» What is asked: Write out the data again exactly, skipping every picture.
---
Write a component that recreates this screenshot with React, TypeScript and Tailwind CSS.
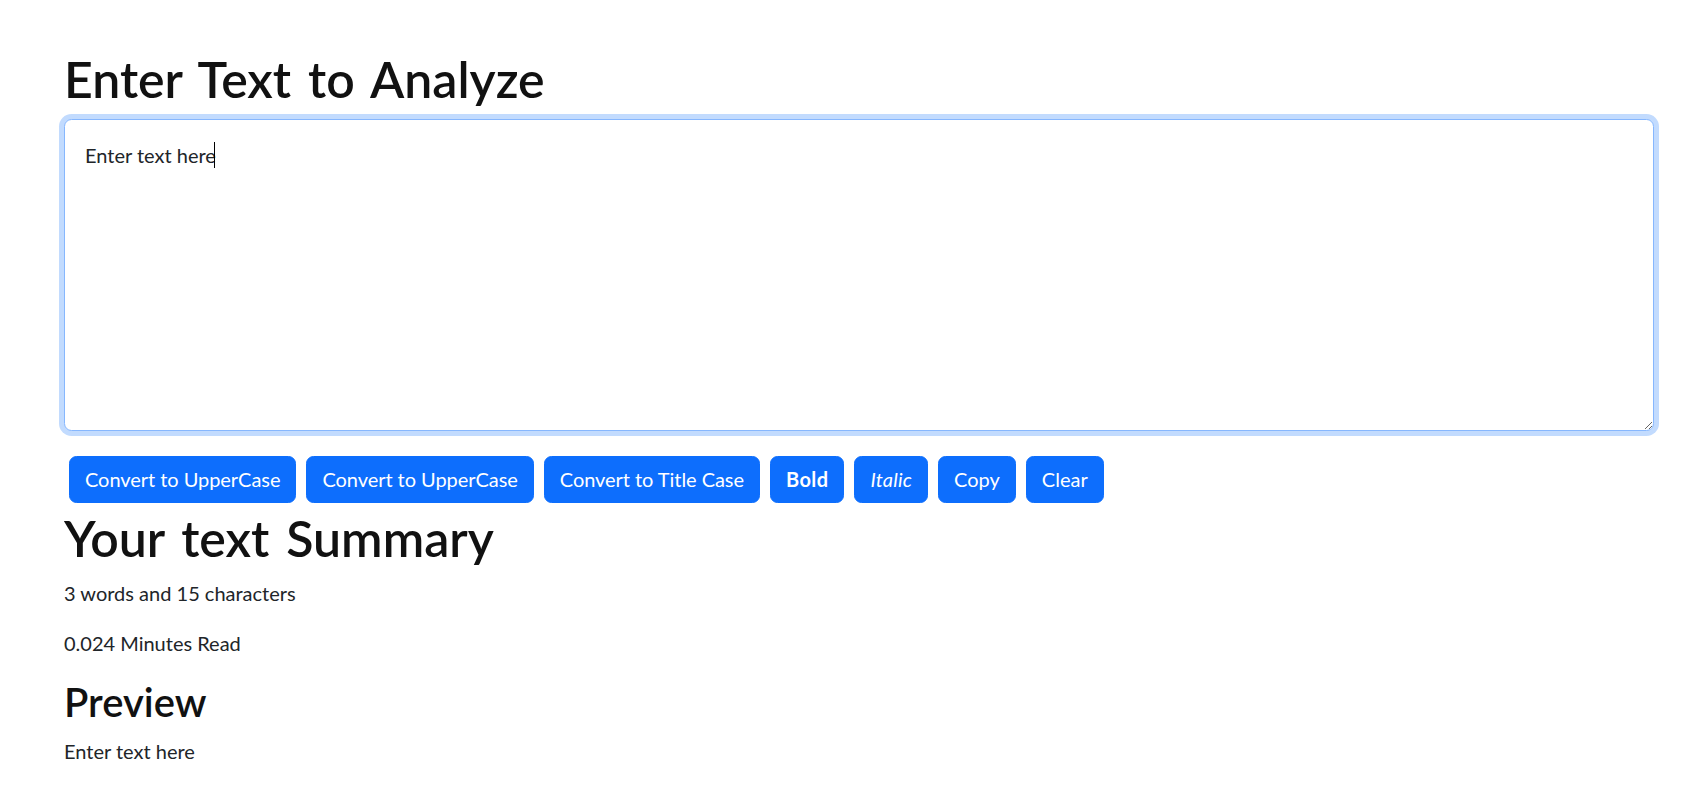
import React from "react";

const btn =
  "inline-block px-[15px] py-[7.5px] text-[20px] leading-[30px] border-[1.25px] border-[#0d6efd] bg-[#0d6efd] text-white rounded-[7.5px] whitespace-nowrap";

export default function App() {
  const text = "Enter text here";
  const words = text.split(/\s+/).filter((w) => w.length > 0).length;
  return (
    <div
      className="min-h-screen bg-white text-[#212529] pt-[48.5px] pl-[64px] pr-[51px]"
      style={{ fontFamily: "Lato, 'Liberation Sans', sans-serif" }}
    >
      <h1 className="text-[50px] leading-[60px] font-semibold mb-[10px] text-[#111] [word-spacing:4.5px]">Enter Text to Analyze</h1>
      <div className="relative mb-[20px]">
        <textarea
          className="block w-full h-[312px] border-[1.25px] border-[#86b7fe] rounded-[7.5px] p-[20px] text-[20px] leading-[30px] text-[#212529] bg-white outline-none shadow-[0_0_0_5px_rgba(13,110,253,0.25)]"
          style={{ fontFamily: "Lato, 'Liberation Sans', sans-serif" }}
          defaultValue={text}
          readOnly
        />
        <div className="pointer-events-none absolute inset-0 border-[1.25px] border-transparent p-[20px] text-[20px] leading-[30px]">
          <span className="text-transparent">{text}</span>
          <span className="inline-block align-top relative top-[2px] left-[-2px] w-[1px] h-[26px] bg-black" />
        </div>
      </div>
      <div className="flex flex-wrap gap-x-[10px] px-[5px] py-[5px]">
        <button className={`${btn} tracking-[-0.05px]`}>Convert to UpperCase</button>
        <button className={`${btn} tracking-[-0.05px]`}>Convert to UpperCase</button>
        <button className={`${btn} tracking-[-0.05px]`}>Convert to Title Case</button>
        <button className={`${btn} font-bold tracking-[0.4px]`}>Bold</button>
        <button className={`${btn} italic tracking-[0.2px]`}>Italic</button>
        <button className={btn}>Copy</button>
        <button className={btn}>Clear</button>
      </div>
      <h1 className="text-[50px] leading-[60px] font-semibold mb-[10px] text-[#111] [word-spacing:4.5px]">Your text Summary</h1>
      <p className="text-[20px] leading-[30px] mb-[20px]">
        {words} words and {text.length} characters
      </p>
      <p className="text-[20px] leading-[30px] mb-[20px]">0.024 Minutes Read</p>
      <h2 className="text-[40px] leading-[48px] font-semibold mb-[10px] text-[#111]">Preview</h2>
      <p className="text-[20px] leading-[30px] mb-[20px]">{text}</p>
    </div>
  );
}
---
» Solution below:
Write a component that recreates this screenshot with React, TypeScript and Tailwind CSS.
import React from "react";

const btn =
  "inline-block px-[15px] py-[7.5px] text-[20px] leading-[30px] border-[1.25px] border-[#0d6efd] bg-[#0d6efd] text-white rounded-[7.5px] whitespace-nowrap";

export default function App() {
  const text = "Enter text here";
  const words = text.split(/\s+/).filter((w) => w.length > 0).length;
  return (
    <div
      className="min-h-screen bg-white text-[#212529] pt-[48.5px] pl-[64px] pr-[51px]"
      style={{ fontFamily: "Lato, 'Liberation Sans', sans-serif" }}
    >
      <h1 className="text-[50px] leading-[60px] font-semibold mb-[10px] text-[#111] [word-spacing:4.5px]">Enter Text to Analyze</h1>
      <div className="relative mb-[20px]">
        <textarea
          className="block w-full h-[312px] border-[1.25px] border-[#86b7fe] rounded-[7.5px] p-[20px] text-[20px] leading-[30px] text-[#212529] bg-white outline-none shadow-[0_0_0_5px_rgba(13,110,253,0.25)]"
          style={{ fontFamily: "Lato, 'Liberation Sans', sans-serif" }}
          defaultValue={text}
          readOnly
        />
        <div className="pointer-events-none absolute inset-0 border-[1.25px] border-transparent p-[20px] text-[20px] leading-[30px]">
          <span className="text-transparent">{text}</span>
          <span className="inline-block align-top relative top-[2px] left-[-2px] w-[1px] h-[26px] bg-black" />
        </div>
      </div>
      <div className="flex flex-wrap gap-x-[10px] px-[5px] py-[5px]">
        <button className={`${btn} tracking-[-0.05px]`}>Convert to UpperCase</button>
        <button className={`${btn} tracking-[-0.05px]`}>Convert to UpperCase</button>
        <button className={`${btn} tracking-[-0.05px]`}>Convert to Title Case</button>
        <button className={`${btn} font-bold tracking-[0.4px]`}>Bold</button>
        <button className={`${btn} italic tracking-[0.2px]`}>Italic</button>
        <button className={btn}>Copy</button>
        <button className={btn}>Clear</button>
      </div>
      <h1 className="text-[50px] leading-[60px] font-semibold mb-[10px] text-[#111] [word-spacing:4.5px]">Your text Summary</h1>
      <p className="text-[20px] leading-[30px] mb-[20px]">
        {words} words and {text.length} characters
      </p>
      <p className="text-[20px] leading-[30px] mb-[20px]">0.024 Minutes Read</p>
      <h2 className="text-[40px] leading-[48px] font-semibold mb-[10px] text-[#111]">Preview</h2>
      <p className="text-[20px] leading-[30px] mb-[20px]">{text}</p>
    </div>
  );
}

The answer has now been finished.